The old convent is a refuge for a group of damaged women, a retreat where they can heal in a safe environment of mutual support. But the townspeople are suspicious of the isolated convent and its mysterious inhabitants, and when a scapegoat is needed for the town’s problems they are quick to label the convent women witches.

In interview, Morrison once said: "People's anticipation now more than ever for linear, chronological stories is intense because that's the way narrative is revealed in TV and movies. But we experience life as the present moment, the anticipation of the future, and a lot of slices of the past." This belief is evident in her writing style, and the book is difficult to read. She plunges straight into action and dialogue with no explanation of who’s who or what’s going on. The book constantly jumps back and forth in time, from one person’s point of view to another, with no warning. It doesn’t help that the book involves dozens of major characters, all with complicated relationships to one another. Morrison has to resort to having one of her characters construct a detailed family tree, which is described at great length in one chapter, just to help the reader get the characters straight. Even then it takes tremendous effort and concentration to follow.
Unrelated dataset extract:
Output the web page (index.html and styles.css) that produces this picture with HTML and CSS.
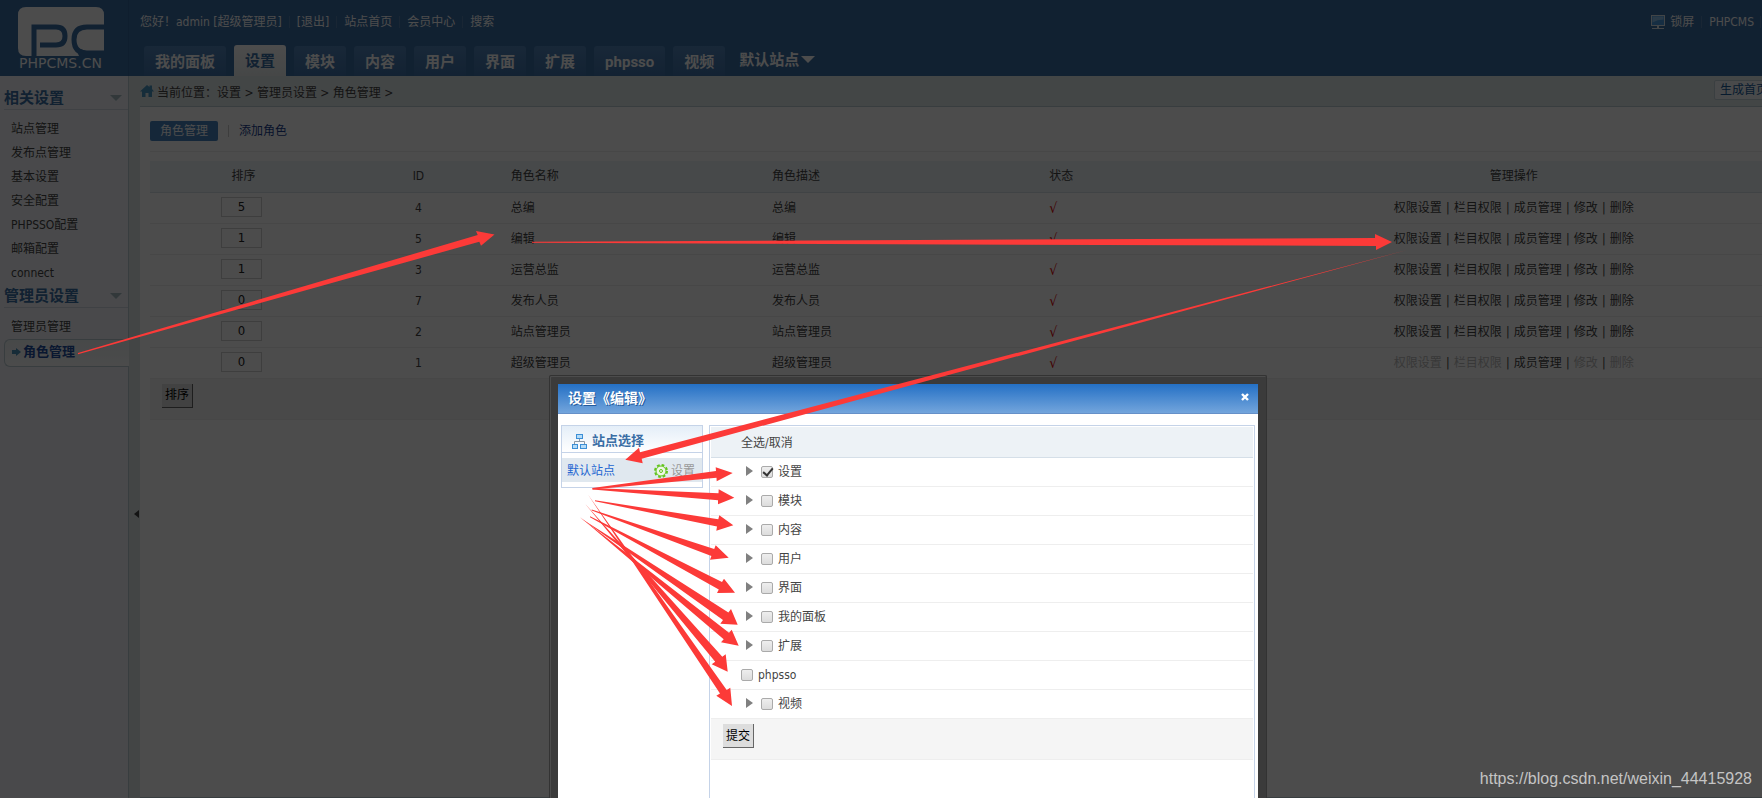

Morrison is a favourite of Oprah, and when her third novel, Song of Solomon, was chosen for Oprah’s Book Club, it sold a million copies instantly. Morrison was also given the Nobel Prize for literature in 1993, after the publication of Jazz. Paradise was her much-anticipated first novel after winning. It received mixed responses at the time (the New York Times panned it, evidently), and my response is also mixed. Although I feel like this book has interesting things to say about utopias, about power relations, about revolutionaries and reactionaries, about racism and sexism, I don’t think it says any of them clearly enough. The book is muddled and confusing. I was left shrugging my shoulders, feeling vaguely unsettled.

And which of the women was the white girl, anyway?